What to produce:
An exact copy of all the data is required, with pictures left out.

Given material:
---

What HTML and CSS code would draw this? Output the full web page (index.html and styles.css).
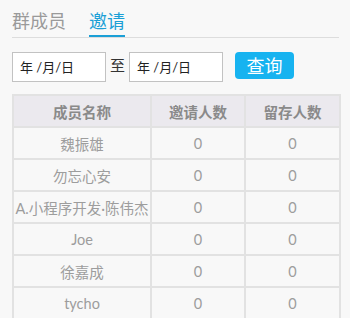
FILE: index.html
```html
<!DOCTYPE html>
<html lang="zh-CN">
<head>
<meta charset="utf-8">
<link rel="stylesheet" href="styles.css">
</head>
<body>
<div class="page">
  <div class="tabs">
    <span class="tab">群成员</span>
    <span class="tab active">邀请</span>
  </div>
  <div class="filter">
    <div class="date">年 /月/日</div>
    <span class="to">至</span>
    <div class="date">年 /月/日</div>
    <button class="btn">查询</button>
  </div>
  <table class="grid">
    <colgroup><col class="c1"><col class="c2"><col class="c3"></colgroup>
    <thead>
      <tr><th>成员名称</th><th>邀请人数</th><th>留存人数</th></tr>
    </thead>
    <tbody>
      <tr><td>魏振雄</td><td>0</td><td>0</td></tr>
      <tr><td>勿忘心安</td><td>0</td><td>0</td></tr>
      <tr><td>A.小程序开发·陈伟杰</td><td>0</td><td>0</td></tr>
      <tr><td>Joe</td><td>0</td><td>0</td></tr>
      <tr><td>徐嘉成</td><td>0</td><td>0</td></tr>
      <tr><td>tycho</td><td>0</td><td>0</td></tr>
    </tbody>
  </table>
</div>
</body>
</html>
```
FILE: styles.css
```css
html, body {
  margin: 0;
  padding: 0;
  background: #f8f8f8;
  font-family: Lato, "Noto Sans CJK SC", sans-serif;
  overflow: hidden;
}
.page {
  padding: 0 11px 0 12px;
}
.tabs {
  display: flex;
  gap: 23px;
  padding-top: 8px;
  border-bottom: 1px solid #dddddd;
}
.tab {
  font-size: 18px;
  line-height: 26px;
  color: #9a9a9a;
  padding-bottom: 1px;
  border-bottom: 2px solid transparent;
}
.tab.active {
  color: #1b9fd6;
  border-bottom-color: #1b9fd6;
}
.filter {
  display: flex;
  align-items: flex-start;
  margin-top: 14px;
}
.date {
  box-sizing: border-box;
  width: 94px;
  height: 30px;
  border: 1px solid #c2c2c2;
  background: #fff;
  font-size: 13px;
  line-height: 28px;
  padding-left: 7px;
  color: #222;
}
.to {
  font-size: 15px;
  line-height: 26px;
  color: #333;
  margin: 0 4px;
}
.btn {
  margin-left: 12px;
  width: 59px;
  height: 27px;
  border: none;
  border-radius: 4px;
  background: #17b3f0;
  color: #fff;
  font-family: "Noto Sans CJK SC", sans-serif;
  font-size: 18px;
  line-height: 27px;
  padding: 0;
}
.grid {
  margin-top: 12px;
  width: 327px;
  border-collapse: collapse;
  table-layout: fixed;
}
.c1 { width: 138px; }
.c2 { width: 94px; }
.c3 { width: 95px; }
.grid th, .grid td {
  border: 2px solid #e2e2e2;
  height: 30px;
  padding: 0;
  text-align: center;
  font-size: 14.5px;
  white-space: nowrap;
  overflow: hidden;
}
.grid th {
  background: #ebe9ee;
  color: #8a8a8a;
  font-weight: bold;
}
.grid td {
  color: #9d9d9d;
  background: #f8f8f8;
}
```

---

Full solution:
What HTML and CSS code would draw this? Output the full web page (index.html and styles.css).
FILE: index.html
```html
<!DOCTYPE html>
<html lang="zh-CN">
<head>
<meta charset="utf-8">
<link rel="stylesheet" href="styles.css">
</head>
<body>
<div class="page">
  <div class="tabs">
    <span class="tab">群成员</span>
    <span class="tab active">邀请</span>
  </div>
  <div class="filter">
    <div class="date">年 /月/日</div>
    <span class="to">至</span>
    <div class="date">年 /月/日</div>
    <button class="btn">查询</button>
  </div>
  <table class="grid">
    <colgroup><col class="c1"><col class="c2"><col class="c3"></colgroup>
    <thead>
      <tr><th>成员名称</th><th>邀请人数</th><th>留存人数</th></tr>
    </thead>
    <tbody>
      <tr><td>魏振雄</td><td>0</td><td>0</td></tr>
      <tr><td>勿忘心安</td><td>0</td><td>0</td></tr>
      <tr><td>A.小程序开发·陈伟杰</td><td>0</td><td>0</td></tr>
      <tr><td>Joe</td><td>0</td><td>0</td></tr>
      <tr><td>徐嘉成</td><td>0</td><td>0</td></tr>
      <tr><td>tycho</td><td>0</td><td>0</td></tr>
    </tbody>
  </table>
</div>
</body>
</html>
```
FILE: styles.css
```css
html, body {
  margin: 0;
  padding: 0;
  background: #f8f8f8;
  font-family: Lato, "Noto Sans CJK SC", sans-serif;
  overflow: hidden;
}
.page {
  padding: 0 11px 0 12px;
}
.tabs {
  display: flex;
  gap: 23px;
  padding-top: 8px;
  border-bottom: 1px solid #dddddd;
}
.tab {
  font-size: 18px;
  line-height: 26px;
  color: #9a9a9a;
  padding-bottom: 1px;
  border-bottom: 2px solid transparent;
}
.tab.active {
  color: #1b9fd6;
  border-bottom-color: #1b9fd6;
}
.filter {
  display: flex;
  align-items: flex-start;
  margin-top: 14px;
}
.date {
  box-sizing: border-box;
  width: 94px;
  height: 30px;
  border: 1px solid #c2c2c2;
  background: #fff;
  font-size: 13px;
  line-height: 28px;
  padding-left: 7px;
  color: #222;
}
.to {
  font-size: 15px;
  line-height: 26px;
  color: #333;
  margin: 0 4px;
}
.btn {
  margin-left: 12px;
  width: 59px;
  height: 27px;
  border: none;
  border-radius: 4px;
  background: #17b3f0;
  color: #fff;
  font-family: "Noto Sans CJK SC", sans-serif;
  font-size: 18px;
  line-height: 27px;
  padding: 0;
}
.grid {
  margin-top: 12px;
  width: 327px;
  border-collapse: collapse;
  table-layout: fixed;
}
.c1 { width: 138px; }
.c2 { width: 94px; }
.c3 { width: 95px; }
.grid th, .grid td {
  border: 2px solid #e2e2e2;
  height: 30px;
  padding: 0;
  text-align: center;
  font-size: 14.5px;
  white-space: nowrap;
  overflow: hidden;
}
.grid th {
  background: #ebe9ee;
  color: #8a8a8a;
  font-weight: bold;
}
.grid td {
  color: #9d9d9d;
  background: #f8f8f8;
}
```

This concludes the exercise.